How different wing types affect handling

The shape of an airplane's wing can do a whole lot for how an airplane performes, and handles. Aircraft designers take into the account the aircraft's mission: Trainer, cross country machine, aerobatic aircraft, or in many cases some combination between two, or all of those categories.

The wing camber refers to the shape of the wing if you were looking at it from the end. A high cambered wing is very curved on the top, and thick from top to bottom, whereas a low camber refers to a very flat wing. A common misconception is that a high cambered wing produces more lift. While this is right I suppose in a roundabout way, that specific wording is rather misleading. The thicker camber improves airflow at high angles of attack, therefore a thicker wing will be able to fly at a higher angle of attack without stalling. The higher angle of attack is what actually produces more lift. Camber can also be on the bottom of the wing, which improves airflow when the wing is inverted during aerobatic flight. A camber is NOT required to produce lift. Another flat out wrong concept that is taught is that the air on the top of the wing has to meet up with the air on the bottom. That's not true, in fact, since the air on the top is accelerated, it actually ends up further back then the air on the bottom. This is due to a concept called circulation, which I am not going to take the time to explain. For more information, check out this great website.

So a thicker camber has two effects: It allows the aircraft to fly at higher angles of attack which produces more lift - and it also increases drag. A thinner camber is just the opposite, less lift, less drag. The more lift a wing produces, the slower the stall speed will be.

The wing chord refers the distance between the leading edge and trailing edge of the wing. And the aspect ratio refers to the ratio between the wing chord and wing length. A high aspect ratio, between a long, thin wing (from front to back) actually produces LESS induced drag (drag produced as a side-effect of lift) then a low aspect ratio wing. That's why you always see gliders with incredibly long, thin wings, to produce the most lift possible with the least amount of drag. The shorter wing in a low aspect configuration generally gives greater roll rates, and the shorter wing means stronger construction.

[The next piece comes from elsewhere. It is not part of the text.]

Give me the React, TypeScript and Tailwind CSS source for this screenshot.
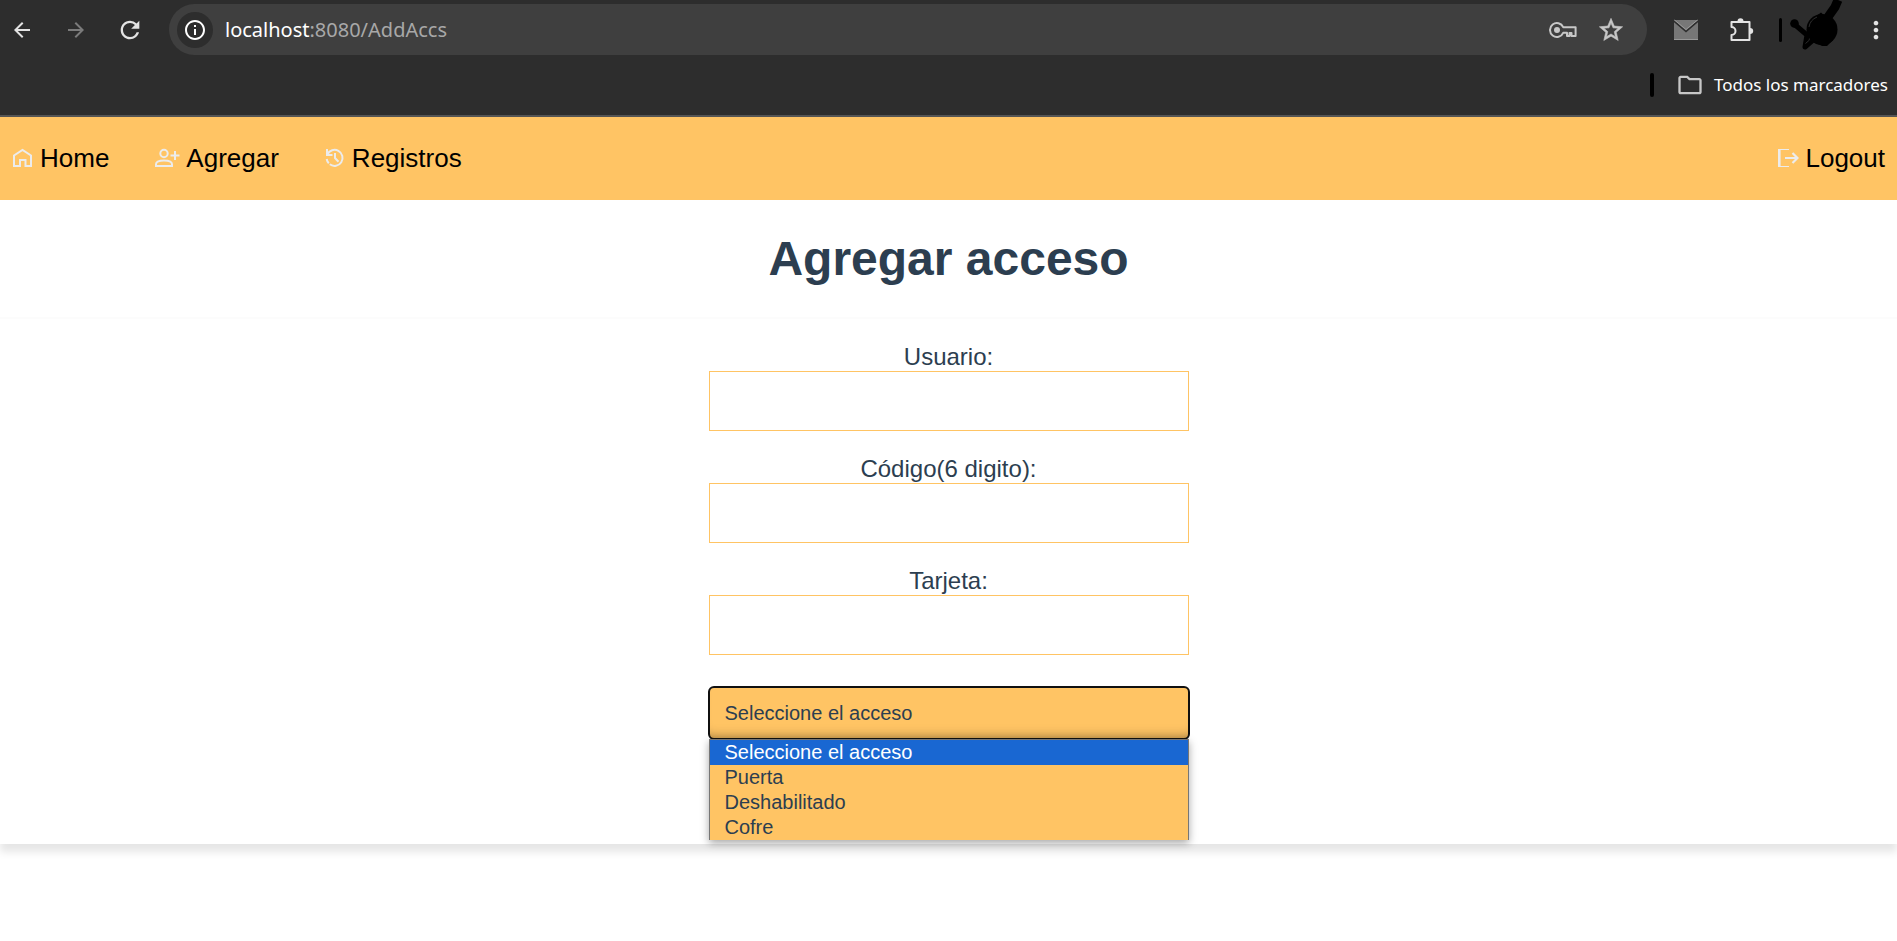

There is one last term we'll go over before we start putting together all these different aspects of wing design together. That is wing washout. A washed out wing has a certain amount of twist built into it. The farther you get to the tip, the more the wing is twisted with its leading edge down. What this serves to do is increase the angle of attack of the wing near its root, and decrease it near the tips. Now if you remember, a wing will stall at a certain angle of attack, usually around 16-18 degrees (depending on the camber). That means that if the wing root has a greater angle of attack, it will stall first, and then the stall will work its way out to the tips. This has two advantages: The ailerons, which are on the outermost portion of the wing, will still have an affect even when the innermost portion of the wing has stalled. This helps to maintain control of the aircraft. Also, it makes for a much gentler stall when part of the wing stalls first, and the stall works its way across the rest of the wing. This is preferable to the entire wing stalling at the same time, and dropping like a rock. Nearly all wings have some sort of washout designed into them, and its disadvantages, as far as practical flight handling goes, are negligable. Therefore this is far as they will be discussed at this point.

Airplanes designed as a high speed cross country machine usually use high-aspect ratio, low camber wings. The long slender, thin airfoil gives lots of lift and very little drag; perfect for efficient cruising, however the sacrifice is made in slow speed handling and can often be tricky to land. The thin camber generally gives abrupt, unforgiving stalls at higher airspeeds then a thicker camber, and the minimized drag means it takes a long time to slow down. This requires more planning during the landing phase. It also means that if airspeed is not precisely controlled, a too fast approach will cause the airplane to float in the flare, chewing up runway until the airspeed dissipates. The Piper Twin Comanche, and any Mooney aircraft are great examples of high-aspect, low camber wings.

Airplanes designed to have friendlier handling characteristics often sacrifice efficiency and speed during the cruise. Training aircraft like the Piper Tomahawk and many "step-up" aircraft like the Piper Arrow I and II use a low aspect ratio, high camber wing. The thicker camber may limit the cruise speed a little bit more, but these airfoils make for a more docile airplane. Stalls occur at a much slower speed, and are less violent of an event. The drag caused by the thicker profile and higher induced drag cause the airplane to slow down much quicker, and the short wings will make it sink faster. This makes the landing phase much easier to deal with. Less then perfect airspeed control is not as much of an issue since excess airspeed will be bled off much quicker, giving a greater margin for error.

If its load hauling you want the high-camber, high aspect wing ratio is the way to go, like on the Piper Aztec. The high camber allows higher angles of attack translating into more lift, and the high aspect ratio helps maximize lift while minimizing drag.

So designers take into account what mission they believe the aircraft primarily be serving in: Trainer, High Speed Cruiser, Load Hauling, or a step-up airplane somewhere in between. And we as pilots can often tell how the airplane will handle and perform just by looking at the wing and understanding how it works.